I would like to follow up on the discussion we had in Florence on some design choices behind OONIB.
In particular the most controversy was around using HTTP or rsync.
Before discussion the pro and contra about one choice over the other it would be useful to frame what are exactly the requirements for OONIB.
# What is OONIB
OONIB is the backend of OONI. It will run mainly on one centralized machine and may in a later stage run distributed across multiple ones. Currently we have not though of how to make it scale to being distributed, so we will look at it as if it were running only on one central machine.
It will be responsible for:
* Reporting a) Collecting reports from OONIProbes. Such reports are the results of tests. b) Collecting reports from third party censorship measurement tools (e.x. Bismark, NeuBot, etc.)
* Assistance in test running Certain OONI Tests require to have a backend component (e.x. b0wser). On OONIB we will have the serverside component that will assist us in running the test.
Note: Certain tests require the server to make connections to the client. This means that the client will need to request the server to probe them.
* Control Channel Signaling This is required for making some measurements to verify that the data received by the backend specific to the test matches with the one sent by the client.
# What properties we would like it to have note: these are not ordered.
* Efficient even over high latency networks.
* Ease of integration for third party developers.
* Expandable to support requirements of new tests we develop.
* Anonymous
* Secure
# HTTP and rsych comparison note: I will not deal with the security aspects of OONIB. We will suppose to have an encrypted and authenticated transport (this can be TLS, Tor Hidden Services, etc.)
## Rsync:
Pro:
* It supports good compression algorithms
* It's efficient and supports resume
* It does integrity checking on the uploaded files
Contra:
* It's designed only for copying files, this means we can't implement any more advanced API like logic. [*]
* It's not supported by many languages (for example in python we only have an implementation of the rsync algorithm, not of the protocol [1])
* It's not as commonly used by other application developers that have similar requirements.
* Painful to do sanitization of the data sent by clients.
* Does not allow bidirectional communication (Request-Response pattern)
[*] I would like to be able to create a session ID for a specific test and be able to reference such test ID when interacting with the Test helpers. rsync is one way, I push data to the server, but the server cannot signal me back with some data. This largely impeeds it's usefulness as an API interface.

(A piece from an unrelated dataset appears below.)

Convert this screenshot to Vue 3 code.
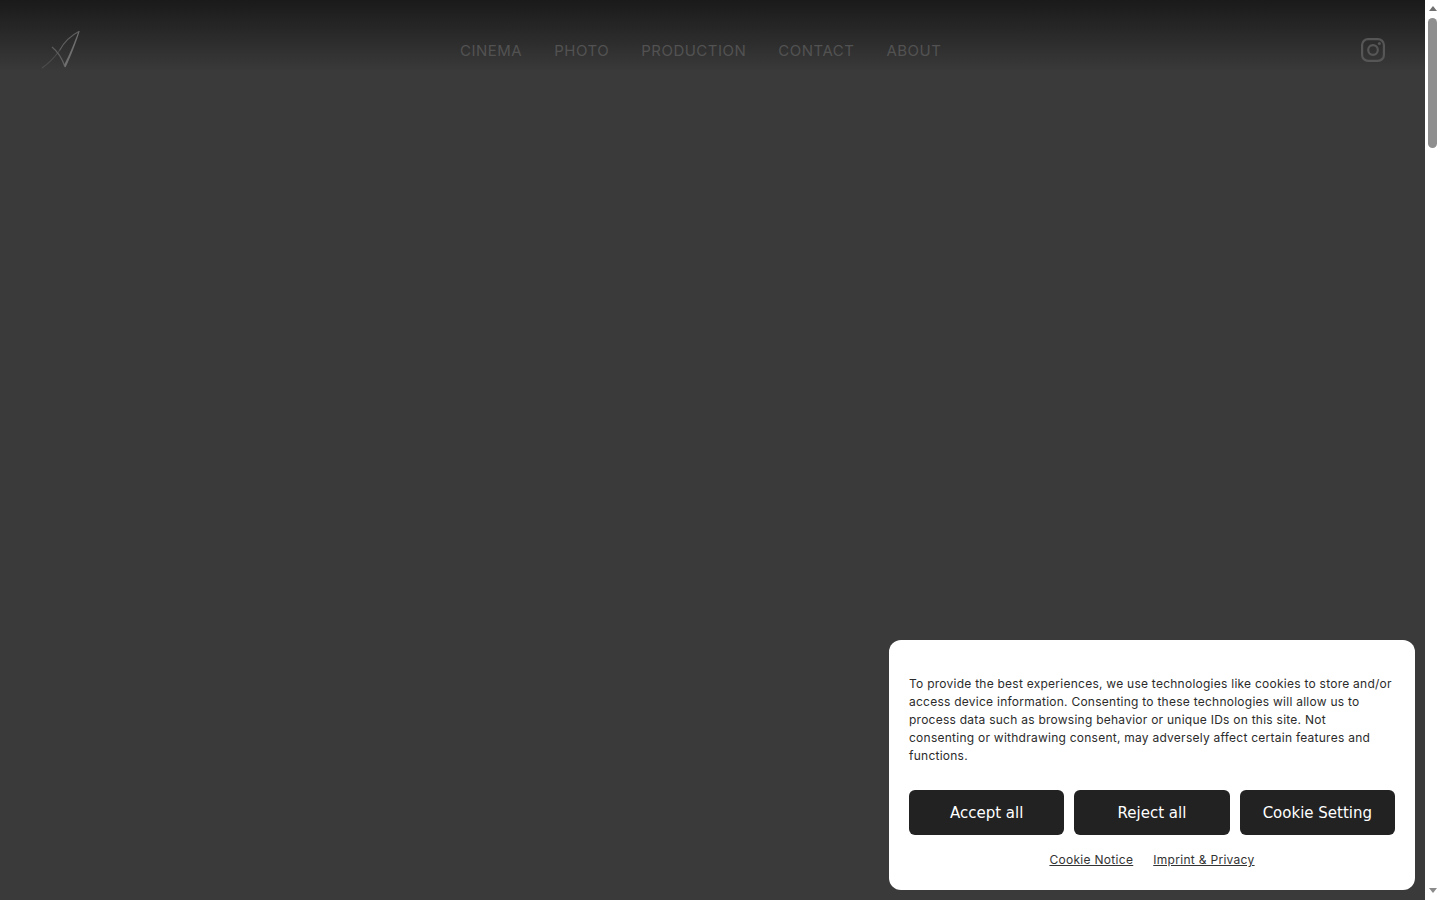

## HTTP: note: I am not necessarily talking only about HTTP, we could use any other protocol with similar properties (e.x. SPDY). I will discuss HTTP because it is the one that I am most familiar with, but don't
Pro:
* Industry standard for exposing APIs
* Supported natively in most programming languages
* Well understood protocol
* Implementation of sanitization of passed data can be done more easily
* Allows bidirectional communication
* Good support in twisted (what we use as a language for OONIB)
Contra:
* Compression is not enabled by default (we can use gzip compression with HTTP 1.1), and no compression for headers.
* No resume support (this can be implemented on top of HTTP, we could even implement the rsyc algorithm on top of HTTP).
* No support for deltas (we can use rsych protocol over HTTP if we really need this).
I feel like we are a bit comparing apples and oranges here and I don't see why we could not use rsync algorithm on top of HTTP. Anyways I would like to get some feedback as to what we should use for something that should have the above described properties.
Thoughts?
- Art.
On Sun, Jul 15, 2012 at 12:56 PM, Arturo Filastò art@torproject.org wrote:
- No resume support (this can be implemented on top of HTTP, we could
even implement the rsyc algorithm on top of HTTP).
Are you sure HTTP doesn't support resume? What does wget -c do?
Thoughts?
- Art.
[1] https://github.com/isislovecruft/pyrsync _______________________________________________ tor-dev mailing list tor-dev@lists.torproject.org https://lists.torproject.org/cgi-bin/mailman/listinfo/tor-dev
Aaron:
On Sun, Jul 15, 2012 at 12:56 PM, Arturo Filastò art@torproject.org wrote:
- No resume support (this can be implemented on top of HTTP, we could
even implement the rsyc algorithm on top of HTTP).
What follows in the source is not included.